Nos agriculteurs, qui dépendent d’un climat stable, seront les premiers touchés. À Viège (VS), les éleveurs craignent que la pollution accrue n’affecte leurs pâturages. « On a déjà assez de mal avec les sécheresses », m’a dit un paysan local. La fin du ferroutage trahit l’esprit de l’Initiative des Alpes, qui visait à protéger notre environnement pour les générations futures.

Une gestion irresponsable

Pourquoi en sommes-nous là ? Les exploitants du ferroutage invoquent des « défis économiques majeurs ». Mais soyons clairs : ce fiasco est le résultat d’un manque de volonté politique. Depuis des années, le Conseil fédéral et les lobbies routiers freinent les investissements dans le rail. La part du fret ferroviaire a chuté de 72,9 % à 72 % entre 2022 et 2023, en partie à cause de la crise économique européenne, mais aussi à cause de travaux mal planifiés sur des lignes comme le Gothard. Pendant ce temps, la route reste moins chère pour les transporteurs, malgré la RPLP.

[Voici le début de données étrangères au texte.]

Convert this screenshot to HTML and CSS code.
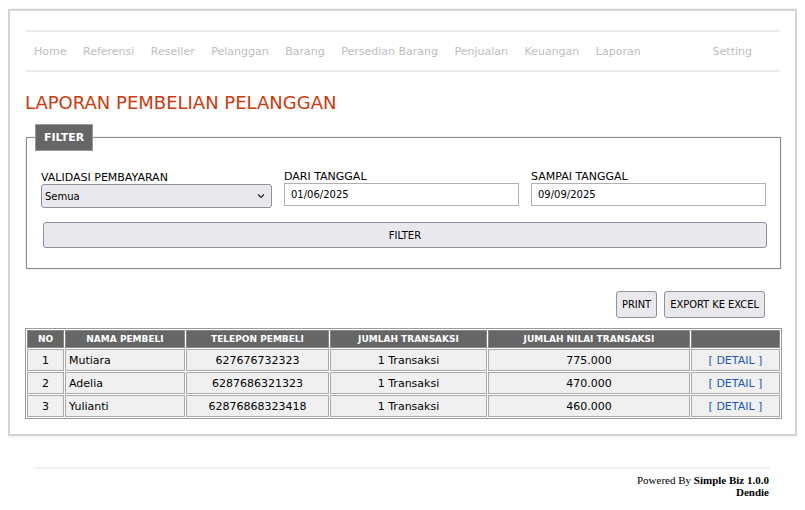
FILE: index.html
```html
<!DOCTYPE html>
<html>
<head>
<meta charset="utf-8">
<link rel="stylesheet" href="styles.css">
</head>
<body>
<div class="page">
  <nav class="nav">
    <a class="nav-item">Home</a>
    <a class="nav-item">Referensi</a>
    <a class="nav-item">Reseller</a>
    <a class="nav-item">Pelanggan</a>
    <a class="nav-item">Barang</a>
    <a class="nav-item">Persedian Barang</a>
    <a class="nav-item">Penjualan</a>
    <a class="nav-item">Keuangan</a>
    <a class="nav-item">Laporan</a>
    <a class="nav-item nav-right">Setting</a>
  </nav>

  <h1 class="title">LAPORAN PEMBELIAN PELANGGAN</h1>

  <fieldset class="filter">
    <legend class="legend">FILTER</legend>
    <div class="filter-grid">
      <label class="field">
        <span class="field-label">VALIDASI PEMBAYARAN</span>
        <span class="select">Semua<svg class="chev" width="8" height="6" viewBox="0 0 8 6"><path d="M1 1.5 L4 4.5 L7 1.5" fill="none" stroke="#222" stroke-width="1.2"/></svg></span>
      </label>
      <label class="field">
        <span class="field-label">DARI TANGGAL</span>
        <span class="input">01/06/2025</span>
      </label>
      <label class="field">
        <span class="field-label">SAMPAI TANGGAL</span>
        <span class="input">09/09/2025</span>
      </label>
    </div>
    <button class="btn btn-wide">FILTER</button>
  </fieldset>

  <div class="actions">
    <button class="btn btn-small">PRINT</button>
    <button class="btn btn-small">EXPORT KE EXCEL</button>
  </div>

  <table class="report">
    <thead>
      <tr>
        <th class="c-no">NO</th>
        <th class="c-nama">NAMA PEMBELI</th>
        <th class="c-tel">TELEPON PEMBELI</th>
        <th class="c-jml">JUMLAH TRANSAKSI</th>
        <th class="c-nilai">JUMLAH NILAI TRANSAKSI</th>
        <th class="c-act"></th>
      </tr>
    </thead>
    <tbody>
      <tr>
        <td class="center">1</td>
        <td>Mutiara</td>
        <td class="center">627676732323</td>
        <td class="center">1 Transaksi</td>
        <td class="center">775.000</td>
        <td class="center"><a class="link">[ DETAIL ]</a></td>
      </tr>
      <tr>
        <td class="center">2</td>
        <td>Adelia</td>
        <td class="center">6287686321323</td>
        <td class="center">1 Transaksi</td>
        <td class="center">470.000</td>
        <td class="center"><a class="link">[ DETAIL ]</a></td>
      </tr>
      <tr>
        <td class="center">3</td>
        <td>Yulianti</td>
        <td class="center">62876868323418</td>
        <td class="center">1 Transaksi</td>
        <td class="center">460.000</td>
        <td class="center"><a class="link">[ DETAIL ]</a></td>
      </tr>
    </tbody>
  </table>
</div>

<footer class="footer">
  <div>Powered By <b>Simple Biz 1.0.0</b></div>
  <div><b>Dendie</b></div>
</footer>
</body>
</html>
```

FILE: styles.css
```css
body {
  margin: 8px;
  font-family: "DejaVu Sans", Verdana, sans-serif;
  font-size: 11px;
  color: #000;
  background: #fff;
}

.page {
  border: 2px solid #d4d4d4;
  box-shadow: 0 0 4px rgba(0,0,0,0.12);
  padding: 19px 15px 15px 15px;
  margin-top: 1px;
}

.nav {
  display: flex;
  align-items: center;
  height: 38px;
  border-top: 2px solid #ececec;
  border-bottom: 2px solid #ececec;
  padding: 0 28px 0 9px;
  gap: 16.5px;
}

.nav-item {
  color: #bdbdbd;
  font-size: 11px;
}

.nav-right {
  margin-left: auto;
}

.title {
  margin: 21px 0 0 0;
  font-size: 18px;
  font-weight: normal;
  color: #cc3a0c;
  line-height: 20px;
}

.filter {
  margin: 11px 0 0 1px;
  border: 1px solid #8a8a8a;
  box-shadow: 0 0 2px rgba(0,0,0,0.15);
  padding: 19px 14px 20px 14px;
}

.legend {
  background: #666;
  color: #fff;
  font-weight: bold;
  font-size: 11px;
  padding: 6px 8px 6px 8px;
  margin-left: -6px;
  border: 1px solid #999;
}

.filter-grid {
  display: grid;
  grid-template-columns: 231px 235px 235px;
  gap: 12px;
  align-items: end;
}

.field {
  display: flex;
  flex-direction: column;
}

.field-label {
  font-size: 11px;
  line-height: 13px;
}

.select {
  display: flex;
  align-items: center;
  justify-content: space-between;
  height: 22px;
  padding: 0 6px 0 3px;
  background: #e9e9ed;
  border: 1px solid #8f8f9d;
  border-radius: 3px;
  font-size: 10px;
  margin-bottom: -2px;
}

.input {
  display: flex;
  align-items: center;
  height: 21px;
  padding: 0 6px;
  border: 1px solid #b0b0b0;
  font-size: 10px;
}

.btn {
  font-family: inherit;
  font-size: 10px;
  background: #e9e9ed;
  border: 1px solid #8f8f9d;
  border-radius: 3px;
  color: #000;
}

.btn-wide {
  display: block;
  width: calc(100% - 1px);
  height: 26px;
  margin: 16px 0 0 2px;
}

.actions {
  display: flex;
  justify-content: flex-end;
  gap: 7px;
  margin: 22px 15px 0 0;
}

.btn-small {
  height: 27px;
  padding: 0 5px;
  font-family: "DejaVu Sans Condensed", "DejaVu Sans", sans-serif;
  font-size: 11px;
}

.report {
  width: 757px;
  margin: 10px 0 0 0;
  border: 1px solid #9a9a9a;
  border-spacing: 1px;
  font-size: 11px;
}

.report th {
  background: #666;
  color: #fff;
  font-size: 9px;
  font-weight: bold;
  height: 16px;
  padding: 0 4px;
  border: 1px solid #888;
}

.report td {
  background: #f0f0f0;
  border: 1px solid #aaa;
  height: 20px;
  padding: 0 3px;
}

.c-no { width: 27px; }
.c-nama { width: 110px; }
.c-tel { width: 133px; }
.c-jml { width: 147px; }
.c-nilai { width: 192px; }

.center { text-align: center; }

.link {
  color: #2255bb;
}

.footer {
  width: 734px;
  margin: 31px auto 0 auto;
  border-top: 2px solid #f0f0f0;
  padding-top: 5px;
  padding-right: 1px;
  text-align: right;
  font-family: "Liberation Serif", "Times New Roman", serif;
  font-size: 11px;
  line-height: 12px;
}
```
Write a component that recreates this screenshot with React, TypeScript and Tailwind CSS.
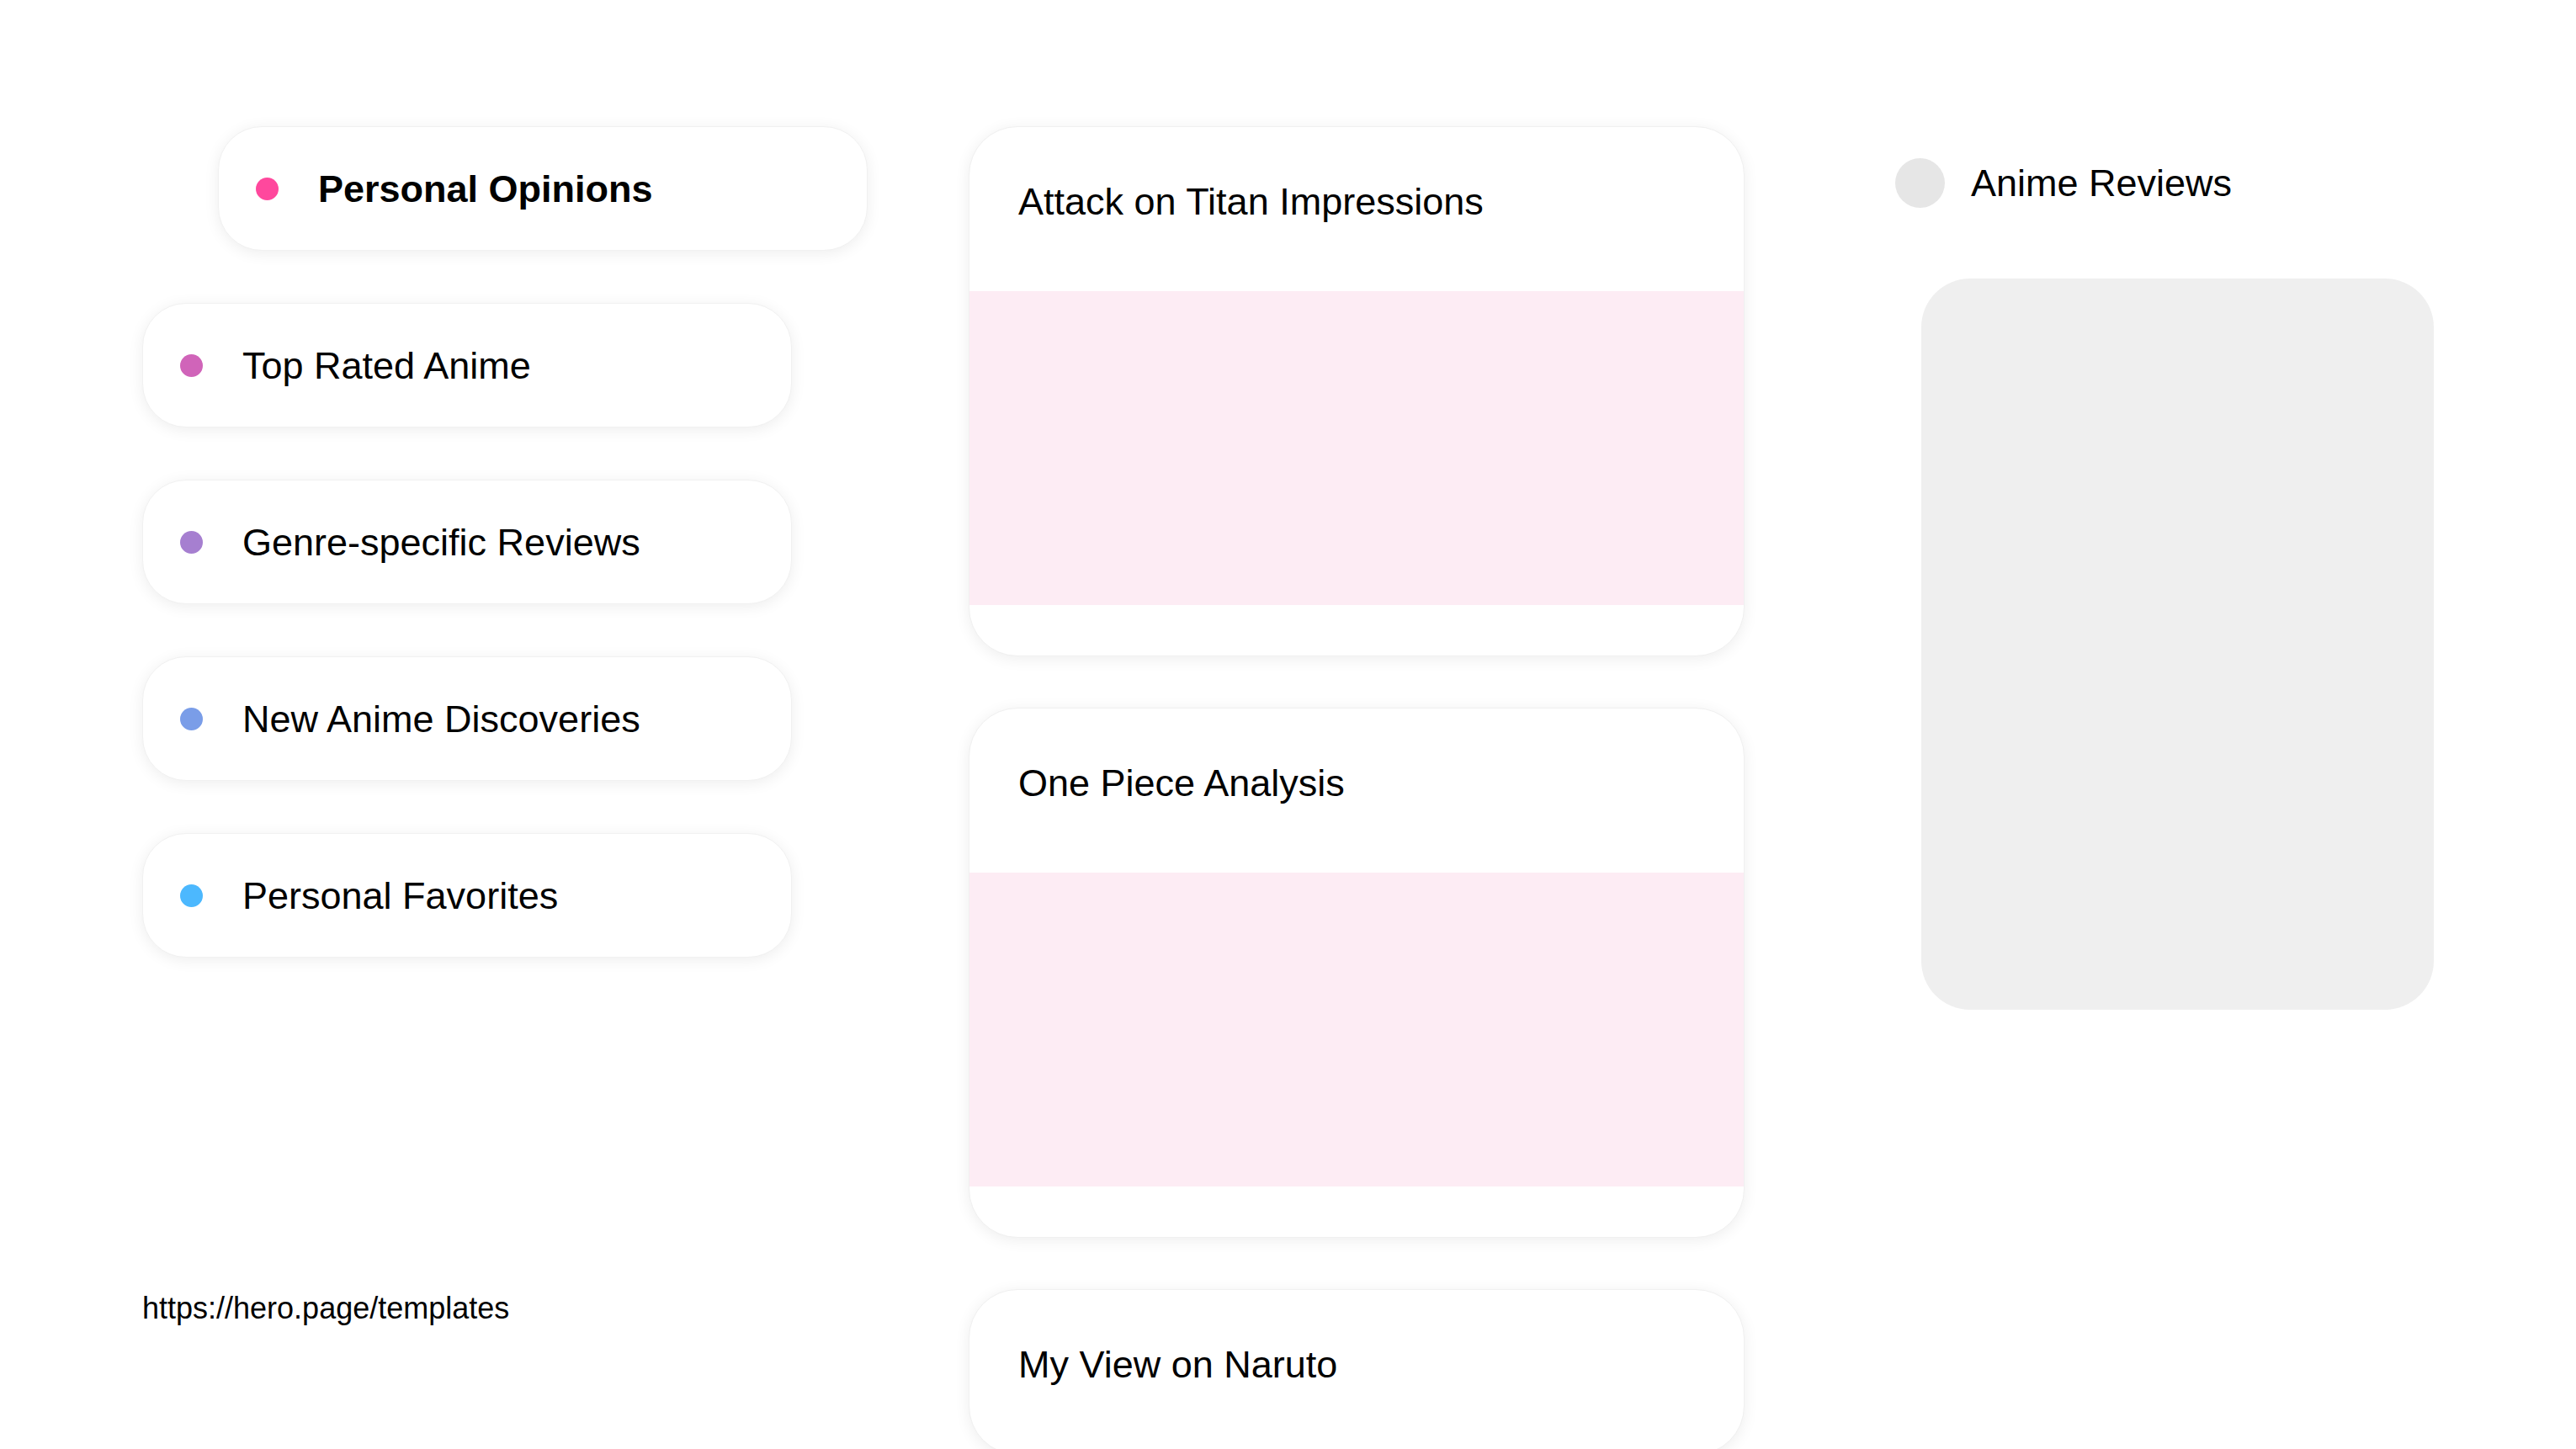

Berne doit prendre ses responsabilités. La Suisse a investi des milliards dans les tunnels de base (Lötschberg, Gothard, Ceneri) pour encourager le fret ferroviaire, mais ces efforts sont sabotés par une politique timorée. Pourquoi ne pas augmenter la RPLP pour rendre la route moins attractive ? Pourquoi ne pas subventionner davantage le ferroutage, comme le font certains pays voisins ? La Constitution exige un transfert du fret vers le rail, pas un retour aux camions.

Agir pour nos communes

Nos petites communes alpines ne peuvent pas porter seules le poids de cette décision. À Le Réduit National, nous demandons des mesures urgentes : augmenter la RPLP pour décourager le trafic routier, investir dans des solutions ferroviaires innovantes, et impliquer les habitants dans les décisions. Nos villages ne sont pas des autoroutes pour l’Europe. La Suisse doit défendre ses Alpes, ses traditions et son avenir. Car comme je le dis souvent : la Suisse n’a pas à s’excuser d’être elle-même.